In der Bucht vor Danzig haben polnische Ölbohrer das Wrack des verschollenen deutschen Flugzeugträgers „Graf Zeppelin“ entdeckt – sehr zur Freude von Modellbauern und Hobbytauchern

Am vergangenen Donnerstag hat die polnische Marine bestätigen können, was der Ölkonzern Petrobaltic bereits am 25. Juli gemeldet hat. 60 Kilometer nördlich von Danzig ruht in etwa 85 Meter Tiefe das Wrack des einzigen Flugzeugträgers, den die deutsche Marine jemals aufgelegt hat, die „Graf Zeppelin“. Zwar konnten Tauchroboter noch nirgends einen Namen entdecken. Aber der Fund gilt dennoch als gesichert, einfach weil es in der relativ flachen Ostsee kein zweites bisher unentdecktes Wrack von 260 Meter Länge geben dürfte.

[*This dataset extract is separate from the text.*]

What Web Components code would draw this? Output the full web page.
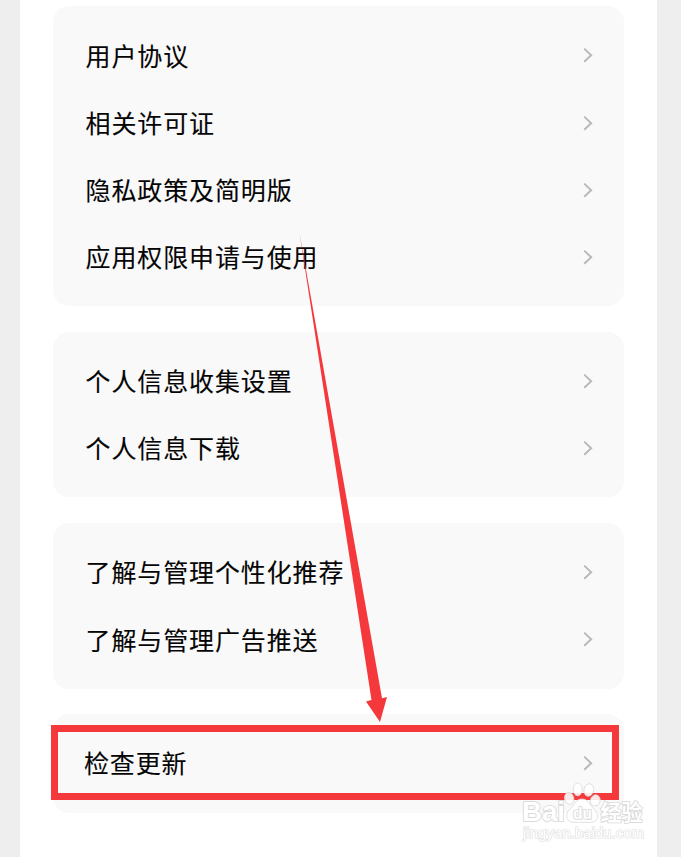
<!DOCTYPE html>
<html lang="zh-CN">
<head>
<meta charset="utf-8">
<title>设置</title>
<style>
  html, body {
    margin: 0;
    height: 857px;
    overflow: hidden;
  }
  body {
    background: #eee;
    font-family: "Noto Sans CJK SC", sans-serif;
    color: #050505;
  }
</style>
</head>
<body>
<settings-page>
  <settings-card>
    <settings-row>用户协议</settings-row>
    <settings-row>相关许可证</settings-row>
    <settings-row>隐私政策及简明版</settings-row>
    <settings-row>应用权限申请与使用</settings-row>
  </settings-card>
  <settings-card>
    <settings-row>个人信息收集设置</settings-row>
    <settings-row>个人信息下载</settings-row>
  </settings-card>
  <settings-card>
    <settings-row>了解与管理个性化推荐</settings-row>
    <settings-row>了解与管理广告推送</settings-row>
  </settings-card>
  <settings-card>
    <settings-row style="--shift: -1.7px">检查更新</settings-row>
  </settings-card>
  <guide-marks slot="overlay"></guide-marks>
  <site-mark slot="overlay"></site-mark>
</settings-page>

<script>
class SettingsPage extends HTMLElement {
  constructor() {
    super();
    this.attachShadow({mode: 'open'}).innerHTML = `
      <style>
        :host {
          display: block;
          position: relative;
          box-sizing: border-box;
          height: 857px;
          margin: 0 24px 0 20px;
          padding: 6.2px 33px 0;
          background: #fff;
        }
        .list {
          display: flex;
          flex-direction: column;
          gap: 25.4px;
        }
      </style>
      <div class="list"><slot></slot></div>
      <slot name="overlay"></slot>
    `;
  }
}

class SettingsCard extends HTMLElement {
  constructor() {
    super();
    this.attachShadow({mode: 'open'}).innerHTML = `
      <style>
        :host {
          display: block;
          padding: 15.7px 30px 15.7px 32.6px;
          border-radius: 16px;
          background: #f9f9f9;
        }
      </style>
      <slot></slot>
    `;
  }
}

class SettingsRow extends HTMLElement {
  constructor() {
    super();
    this.attachShadow({mode: 'open'}).innerHTML = `
      <style>
        :host {
          display: flex;
          align-items: center;
          justify-content: space-between;
          height: 67.2px;
          font-size: 25px;
          line-height: 36px;
          letter-spacing: 0.87px;
          white-space: nowrap;
        }
        span {
          margin: 0 0 1.6px var(--shift, 0);
          -webkit-text-stroke: 0.1px;
        }
        svg {
          display: block;
          width: 12px;
          height: 18px;
        }
      </style>
      <span><slot></slot></span>
      <svg viewBox="0 0 12 18" fill="none" stroke="#b8b8b8" stroke-width="1.9">
        <path d="M2.2 2.6 9.2 9.2 2.2 15.8"/>
      </svg>
    `;
  }
}

// red box round the last entry and the arrow that leads to it
class GuideMarks extends HTMLElement {
  constructor() {
    super();
    this.attachShadow({mode: 'open'}).innerHTML = `
      <style>
        :host {
          position: absolute;
          left: -20px;
          top: 0;
          width: 681px;
          height: 857px;
        }
        svg { display: block; }
      </style>
      <svg width="681" height="857" viewBox="0 0 681 857">
        <rect x="54.5" y="728.5" width="561" height="68" fill="none" stroke="#f5383b" stroke-width="7"/>
        <path d="M299.5 233 382 698.2 387 697 380 722 366 701.5 371.5 700Z" fill="#f5383b"/>
      </svg>
    `;
  }
}

class SiteMark extends HTMLElement {
  constructor() {
    super();
    this.attachShadow({mode: 'open'}).innerHTML = `
      <style>
        :host {
          position: absolute;
          left: 500px;
          top: 780px;
          width: 130px;
          height: 66px;
        }
        svg { display: block; }
        text {
          fill: #fff;
          stroke: #d6d6d6;
          stroke-width: 1.6px;
          paint-order: stroke;
          font-family: "Liberation Sans", "Noto Sans CJK SC", sans-serif;
        }
      </style>
      <svg width="130" height="66" viewBox="520 780 130 66">
        <g fill="#fff" fill-opacity=".88" stroke="#d9d9d9" stroke-width=".8">
          <ellipse cx="569.2" cy="798.4" rx="4.6" ry="6" transform="rotate(-12 569.2 798.4)"/>
          <ellipse cx="577.7" cy="789.4" rx="4.5" ry="6.4"/>
          <ellipse cx="588.8" cy="790" rx="4.8" ry="6.3" transform="rotate(12 588.8 790)"/>
          <ellipse cx="595.3" cy="800.4" rx="4.8" ry="5.6" transform="rotate(15 595.3 800.4)"/>
          <path d="M582 799C576 799 575 804 571 808C567 812 565.500 815 567.500 819C569.500 823.500 575 822.300 582 822.300S594.500 823.500 597 819C599 815 596.500 811.500 593 808C589 804 588 799 582 799Z"/>
        </g>
        <text x="522" y="821" font-size="27" textLength="43" lengthAdjust="spacingAndGlyphs" font-weight="700">Bai</text>
        <text x="573" y="819" font-size="16" font-weight="700" textLength="19" lengthAdjust="spacingAndGlyphs">du</text>
        <text x="600.5" y="820" font-size="21.5" font-weight="700" textLength="42" lengthAdjust="spacingAndGlyphs">经验</text>
        <text x="523" y="837.5" font-size="14" style="stroke: #e0e0e0; stroke-width: 1.2px" textLength="121" lengthAdjust="spacingAndGlyphs">jingyan.baidu.com</text>
      </svg>
    `;
  }
}

customElements.define('settings-page', SettingsPage);
customElements.define('settings-card', SettingsCard);
customElements.define('settings-row', SettingsRow);
customElements.define('guide-marks', GuideMarks);
customElements.define('site-mark', SiteMark);
</script>
</body>
</html>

Die Tochter des Grafen hatte das Schiff getauft und Hermann Göring die entsprechende Rede gehalten, als das noch nicht ganz fertig gestellte Monstrum am 8. Dezember 1938 in Kiel vom Stapel lief. Bei Kriegsausbruch wurde der weitere Ausbau zugunsten der U-Boot-Flotte auf Eis gelegt und die „Graf Zeppelin“ in einem Seitenarm der Oder „geparkt“ und – beim Anrücken der Roten Armee – von den Deutschen versenkt, ohne jemals zum Einsatz gekommen zu sein. Fest steht, dass die Russen den Kahn wieder flottmachten und, um in Ruhe die Konstruktion zu studieren, abschleppten, bevor sie ihn wahrscheinlich im Rahmen einer Torpedo-Übung endgültig zum Grund schickten. 1947 wurde das Schiff zuletzt gesehen und galt seitdem als verschollen, was die derzeitige Aufregung erklärt. Tatsächlich aber ist der deutsche Flugzeugträger schlichtweg vergessen worden. Bis auf „historisch interessierte“ Modellbauer und Hobbytaucher auf der Suche nach neuen Thrills dürfte auch niemand ein Interesse an einem weiteren traurig-verrosteten Zeugnis deutscher Großmachtsfantasien gehabt haben. Daran ändert nun auch der Fund nur wenig.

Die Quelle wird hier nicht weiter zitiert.